You have to be with someone long enough.
You have to see someone closely enough.
You have to listen – not speak – enough.
Oddly then, you will begin to see you. You in them.
At the very least, you will see in them someone whom you already love. In their eyes, their stance, their story, their quiet.
Even a glimmer is enough. Enough for love to enter its rightful place: between you and the one you have stayed with, between you and the one you have seen up close, between you and the one whose words and dreams you have heard without rehearsing your own.
Buoyed by an unburdened thought that we are walking the same land beneath one expanse, your clenched grip on things that you were so afraid to lose loosens, and you bravely fall back and lean forward into the galaxy of grace and gravity suspending all of life. A galaxy not so beyond comprehension that you are made indifferent by its vastness, but a kind of a slow, communal highway where you needn’t worry about losing things or fear getting lost because there are others beside you. They are saying: We are all here. And you are glad.
When the lines between you and me become less harsh – our boundaries more blurry than bold – our aches lose their pinching punch because there are others standing among us. Like fluffy forest absorbing bruising injury, we stand tall, we hide in safety, we speak up for one another, we cry. We become witnesses to one another’s tears. We hear still others saying: We are all here. And we are glad.
In the thick of an unrelenting pandemic and bewildering national elections, a community organizer and I were charged with a project: “create a community of belonging” among leaders in our multiethnic, multilingual, multitheological, multipolitical presbytery. During the most unlikely of seasons for such an attempt, 10 of us were gathered like siblings forced to stop what we were doing for a task we must do together. We showed up week after week with varying desires and suspicions. We each accepted the request to come, and we chose to stay.
We had only three commitments to one another: tell the truth, trust ambiguity, keep confidentiality. I learned that an honest practice of these commitments was enough for a diverse group of people to find our way toward one another.

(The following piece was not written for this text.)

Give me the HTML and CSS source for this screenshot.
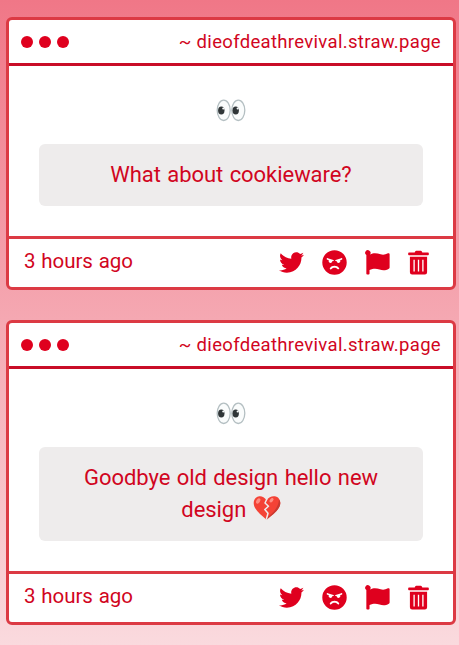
FILE: index.html
```html
<!DOCTYPE html>
<html lang="en">
<head>
    <meta charset="UTF-8">
    <meta name="viewport" content="width=device-width, initial-scale=1.0">
    <title>Inbox</title>
    <link rel="stylesheet" href="styles.css">
</head>
<body>

<!-- Shared icons -->
<svg class="sprite" aria-hidden="true">
    <defs>
        <symbol id="eyes" viewBox="0 0 30 26">
            <g fill="#fafcfc" stroke="#b4bfc2" stroke-width="1.3">
                <ellipse cx="7.7" cy="13.3" rx="6.5" ry="10.2"/>
                <ellipse cx="22.3" cy="13.3" rx="6.5" ry="10.2"/>
            </g>
            <g fill="#303638">
                <ellipse cx="5.3" cy="13.5" rx="3.2" ry="4"/>
                <ellipse cx="19.7" cy="13.5" rx="3.2" ry="4"/>
            </g>
            <g fill="#fafcfc">
                <circle cx="7.3" cy="11.5" r="1.1"/>
                <circle cx="21.7" cy="11.5" r="1.1"/>
            </g>
        </symbol>
        <symbol id="broken-heart" viewBox="0 0 28 26">
            <path fill="#f44336" d="M13.5 5.2C11.5 2.2 8.8 1 6.3 1.3 2.8 1.7.6 4.6.7 8.3.9 14.5 7.5 19.5 13.5 24.7 20 19.5 27 14.5 27.3 8.3 27.4 4.6 25.2 1.7 21.7 1.3 18.5 1 15.7 2.2 13.5 5.2z"/>
            <path fill="#c93a31" d="M27.3 8.3C27 14.5 20 19.5 13.5 24.7l-1-.9C18.5 19.5 25 14 26 4.8c.9 1 1.3 2.2 1.3 3.5z"/>
            <path fill="none" stroke="#eeecec" stroke-width="1.5" stroke-linejoin="round" d="M14 3.8l-2 4.2 3.5 3.3-3.7 3.2 3.2 3.7-1.8 6.5"/>
            <ellipse cx="5.2" cy="6" rx="1.8" ry="2.9" fill="#ff8d82" transform="rotate(32 5.2 6)"/>
            <ellipse cx="18.5" cy="5.2" rx="1.6" ry="2.5" fill="#ff8d82" transform="rotate(42 18.5 5.2)"/>
        </symbol>
        <symbol id="twitter" viewBox="0 0 512 512">
            <path d="M459.37 151.716c.325 4.548.325 9.097.325 13.645 0 138.72-105.583 298.558-298.558 298.558-59.452 0-114.68-17.219-161.137-47.106 8.447.974 16.568 1.299 25.34 1.299 49.055 0 94.213-16.568 130.274-44.832-46.132-.975-84.792-31.188-98.112-72.772 6.498.974 12.995 1.624 19.818 1.624 9.421 0 18.843-1.3 27.614-3.573-48.081-9.747-84.143-51.98-84.143-102.985v-1.299c13.969 7.797 30.214 12.67 47.431 13.319-28.264-18.843-46.781-51.005-46.781-87.391 0-19.492 5.197-37.36 14.294-52.954 51.655 63.675 129.3 105.258 216.365 109.807-1.624-7.797-2.599-15.918-2.599-24.04 0-57.828 46.782-104.934 104.934-104.934 30.213 0 57.502 12.67 76.67 33.137 23.715-4.548 46.456-13.32 66.599-25.34-7.798 24.366-24.366 44.833-46.132 57.827 21.117-2.273 41.584-8.122 60.426-16.243-14.292 20.791-32.161 39.308-52.628 54.253z"/>
        </symbol>
        <symbol id="angry" viewBox="0 0 26 26">
            <path fill-rule="evenodd" d="M13 .3a12.7 12.7 0 1 1 0 25.4 12.7 12.7 0 1 1 0-25.4zM5 8.9c-.4.6 0 1.1.6 1.3l1.5.5c-.6 1.3.3 2.7 1.7 2.7 1.2 0 2-.9 2-2l.7.1c.9.1 1.1-.9.3-1.2L6 8.5c-.5-.2-.8-.1-1 .4zM21 8.9c.4.6 0 1.1-.6 1.3l-1.5.5c.6 1.3-.3 2.7-1.7 2.7-1.2 0-2-.9-2-2l-.7.1c-.9.1-1.1-.9-.3-1.2L20 8.5c.5-.2.8-.1 1 .4zM13 16.5c-2 0-3.6.8-4.7 2.1-.8 1.1.7 2.2 1.6 1.2 1.6-1.8 4.6-1.8 6.2 0 .9 1 2.4-.1 1.6-1.2-1.1-1.3-2.7-2.1-4.7-2.1z"/>
        </symbol>
        <symbol id="flag" viewBox="0 0 26 26">
            <path d="M5.3 4.6c4-2.1 7.4-1.2 10.9-.1 2.7.8 5 .3 7.700-1 .9-.4 1.700.1 1.700 1v13.600c0 .6-.3 1.100-.8 1.400-3.100 1.900-6.300 2-9.700.9-3.600-1.200-6.500-1.200-10.400.5v3.500c0 .7-.5 1.200-1.200 1.200h-.9c-.7 0-1.200-.5-1.200-1.200V5.300A2.800 2.800 0 1 1 5.300 4.600z"/>
        </symbol>
        <symbol id="trash" viewBox="0 0 22 26">
            <path d="M1 2.6h6L7.5 1.4Q7.9.8 8.7.8h4.6q.8 0 1.2.6L15 2.6h6q.8 0 .8.8v1.200q0 .7-.8.7H1q-.8 0-.8-.7V3.400q0-.8.8-.8z"/>
            <path fill-rule="evenodd" d="M2 7h18v16.2q0 2.3-2.3 2.3H4.3Q2 25.5 2 23.2zM5.7 10v12.5h1.4V10zM10.3 10v12.5h1.4V10zM14.9 10v12.5h1.4V10z"/>
        </symbol>
    </defs>
</svg>

<div class="card">
    <div class="card-header">
        <div class="dots">
            <span class="dot"></span>
            <span class="dot"></span>
            <span class="dot"></span>
        </div>
        <span class="site">~ dieofdeathrevival.straw.page</span>
    </div>
    <div class="card-body">
        <svg class="eyes"><use href="#eyes"/></svg>
        <div class="message">What about cookieware?</div>
    </div>
    <div class="card-footer">
        <span class="time">3 hours ago</span>
        <div class="actions">
            <svg class="icon"><use href="#twitter"/></svg>
            <svg class="icon"><use href="#angry"/></svg>
            <svg class="icon"><use href="#flag"/></svg>
            <svg class="icon trash"><use href="#trash"/></svg>
        </div>
    </div>
</div>

<div class="card">
    <div class="card-header">
        <div class="dots">
            <span class="dot"></span>
            <span class="dot"></span>
            <span class="dot"></span>
        </div>
        <span class="site">~ dieofdeathrevival.straw.page</span>
    </div>
    <div class="card-body">
        <svg class="eyes"><use href="#eyes"/></svg>
        <div class="message">Goodbye old design hello new design <svg class="heart"><use href="#broken-heart"/></svg></div>
    </div>
    <div class="card-footer">
        <span class="time">3 hours ago</span>
        <div class="actions">
            <svg class="icon"><use href="#twitter"/></svg>
            <svg class="icon"><use href="#angry"/></svg>
            <svg class="icon"><use href="#flag"/></svg>
            <svg class="icon trash"><use href="#trash"/></svg>
        </div>
    </div>
</div>

</body>
</html>
```
FILE: styles.css
```css
* {
    box-sizing: border-box;
}

body {
    display: flex;
    flex-direction: column;
    gap: 30px;
    height: 645px;
    margin: 0;
    padding: 17px 3px 0 6px;
    overflow: hidden;
    background: linear-gradient(to bottom, #f07787, #fadade);
    font-family: Roboto, sans-serif;
    color: #d10521;
}

.sprite {
    position: absolute;
    width: 0;
    height: 0;
}

.card {
    background: white;
    border: 3px solid #dc3a44;
    border-radius: 6px;
}

.card-header {
    display: flex;
    justify-content: space-between;
    align-items: center;
    height: 46px;
    padding: 0 12px;
    border-bottom: 3px solid #c90d27;
}

.dots {
    display: flex;
    gap: 6px;
}

.dot {
    width: 12px;
    height: 12px;
    border-radius: 50%;
    background: #df001e;
}

.site {
    font-size: 18.5px;
    letter-spacing: 0.32px;
}

.card-body {
    display: flex;
    flex-direction: column;
    align-items: center;
    padding: 31px 30px 30px;
}

.eyes {
    width: 30px;
    height: 26px;
    margin-bottom: 21px;
}

.message {
    width: 100%;
    padding: 15px 30px;
    border-radius: 6px;
    background: #eeecec;
    font-size: 22px;
    line-height: 32px;
    letter-spacing: -0.05px;
    word-spacing: 1px;
    text-align: center;
}

.heart {
    width: 28px;
    height: 26px;
    vertical-align: -4px;
}

.card-footer {
    display: flex;
    justify-content: space-between;
    height: 51px;
    padding: 9px 24px 0 15px;
    border-top: 3px solid #dc3a44;
}

.time {
    font-size: 20.5px;
    line-height: 26px;
    letter-spacing: -0.05px;
    word-spacing: 0.8px;
}

.actions {
    display: flex;
    gap: 18px;
    padding-top: 2px;
}

.icon {
    width: 25px;
    height: 25px;
    fill: #df001e;
}

.trash {
    width: 21px;
}
```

Like leaving a messy table after mealtime, we parted our sessions denying some of us our need to tidy up, wipe the table clean and plop down that perpetual vase of realistic artificial flowers. We left unfinished conversations and unpolished fragments of ideas and of ourselves. They would remain here. Sometimes we’d return to find broken parts healed simply by receiving oxygen.
We stumbled on the usual suspects of community life: annoyance, frustration, feeling misunderstood. But anxiety around these jagged edges diminished as we realized that belonging takes away our need to be right.
Humility’s nimble strength unfurling our tired fists. We’d find that with our hands free, we could move in new ways. We can understand – stand under – someone, and we can dare to impose our need onto the support of another. Such postures engulf the pesky pebbles that impede our connections with one another.
Somewhere along this way, in the fragility of this tender belonging, across the glaring screen, I began to see people whom I love.
You have to be with someone long enough.
You have to see someone closely enough.
You have to listen enough.
Beloved, let us love.
We are all here.
We shall be glad, indeed.
Charlene Jin Lee is a practical theologian and community activist based in Los Angeles.